Investment drought to kill resources boom building jobs
AFTER a decade of seemingly endless construction sites created by the resources boom, a looming drought of investment will, by 2018, have wiped out 90% of these building jobs, with only a few key areas in Queensland largely immune.
The latest data from the Australian Workforce Productivity Agency estimates a tremendous fall in building working in the resources industry, falling from 83,324 in 2014 to just 7708 by 2018.
Regional hubs of Mackay, Rockhampton, Gladstone and the Darling Downs regions are still forecast to thrive as Central Queensland benefits from mines built during the boom, and Gladstone and Toowoomba start running on gas.
Newly opened coal mines west of Mackay and Rockhampton will absorb some of the impact, as will the booming coal seam gas and liquefied natural gas industries as they translate into major operations.
Many of those currently constructing these mines and gas projects may make the jump from builder to operator if their skills are useful.
Concreters, tilers and renderers will require re-training to stay in the industry once construction ends, although their skills could be in high demand from residential or infrastructure builders.
An agency board member Keith Spence said the tradition of skilled workers demanding huge payment for their time could return in Gladstone and the Darling Downs as $60 billion in CSG and LNG work comes out of the ground.
"The average oil and gas worker salary in Australia is $160,000," Mr Spence said.

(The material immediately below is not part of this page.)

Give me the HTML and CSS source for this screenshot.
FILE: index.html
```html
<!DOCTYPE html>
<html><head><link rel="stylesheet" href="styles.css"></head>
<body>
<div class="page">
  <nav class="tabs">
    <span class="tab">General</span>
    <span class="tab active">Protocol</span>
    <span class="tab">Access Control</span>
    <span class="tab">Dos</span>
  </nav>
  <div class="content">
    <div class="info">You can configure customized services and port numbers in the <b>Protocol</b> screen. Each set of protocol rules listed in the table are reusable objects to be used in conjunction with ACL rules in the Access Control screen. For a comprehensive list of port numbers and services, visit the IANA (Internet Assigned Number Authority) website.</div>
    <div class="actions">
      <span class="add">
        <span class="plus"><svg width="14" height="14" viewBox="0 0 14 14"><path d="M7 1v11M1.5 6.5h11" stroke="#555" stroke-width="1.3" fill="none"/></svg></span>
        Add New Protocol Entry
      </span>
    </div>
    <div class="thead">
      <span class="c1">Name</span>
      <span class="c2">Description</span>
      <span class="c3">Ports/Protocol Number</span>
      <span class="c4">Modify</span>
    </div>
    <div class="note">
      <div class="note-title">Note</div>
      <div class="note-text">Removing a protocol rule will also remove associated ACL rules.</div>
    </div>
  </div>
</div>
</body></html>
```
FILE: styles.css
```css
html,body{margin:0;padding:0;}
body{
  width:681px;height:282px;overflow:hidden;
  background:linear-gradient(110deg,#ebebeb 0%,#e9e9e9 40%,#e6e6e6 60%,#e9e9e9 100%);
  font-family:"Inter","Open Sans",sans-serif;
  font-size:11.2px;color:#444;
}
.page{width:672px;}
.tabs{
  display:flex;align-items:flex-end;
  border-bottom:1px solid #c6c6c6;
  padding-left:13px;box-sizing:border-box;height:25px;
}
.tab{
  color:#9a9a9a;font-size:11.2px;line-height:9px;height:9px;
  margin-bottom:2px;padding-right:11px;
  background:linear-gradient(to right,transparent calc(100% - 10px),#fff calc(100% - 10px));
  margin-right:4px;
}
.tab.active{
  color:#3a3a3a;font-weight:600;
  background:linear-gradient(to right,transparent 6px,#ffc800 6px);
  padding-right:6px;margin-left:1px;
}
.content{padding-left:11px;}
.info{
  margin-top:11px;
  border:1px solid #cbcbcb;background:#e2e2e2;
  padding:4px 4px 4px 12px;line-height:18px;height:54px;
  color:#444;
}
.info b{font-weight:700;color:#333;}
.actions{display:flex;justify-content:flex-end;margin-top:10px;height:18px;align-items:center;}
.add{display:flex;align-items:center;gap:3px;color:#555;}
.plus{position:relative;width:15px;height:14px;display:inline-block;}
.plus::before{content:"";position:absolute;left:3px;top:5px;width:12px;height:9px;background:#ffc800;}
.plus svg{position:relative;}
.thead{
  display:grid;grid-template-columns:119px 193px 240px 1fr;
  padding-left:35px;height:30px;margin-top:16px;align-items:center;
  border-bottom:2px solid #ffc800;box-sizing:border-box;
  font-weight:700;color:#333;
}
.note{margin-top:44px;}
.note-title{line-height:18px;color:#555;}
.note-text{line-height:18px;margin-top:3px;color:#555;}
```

"If you compare that to the United States, it is $118,000.
"We're paying a hell of a lot more for oil and gas workers.
"Part of this is competition, rather than investing in training, (companies) are pinching people from their competitors."
By 2018, Darling Downs and Rockhampton regions will have another 4000 resources jobs.
Mackay will need another 5000 workers.
The Pilbara in Western Australia is the only other region in the country with a similar need for workers.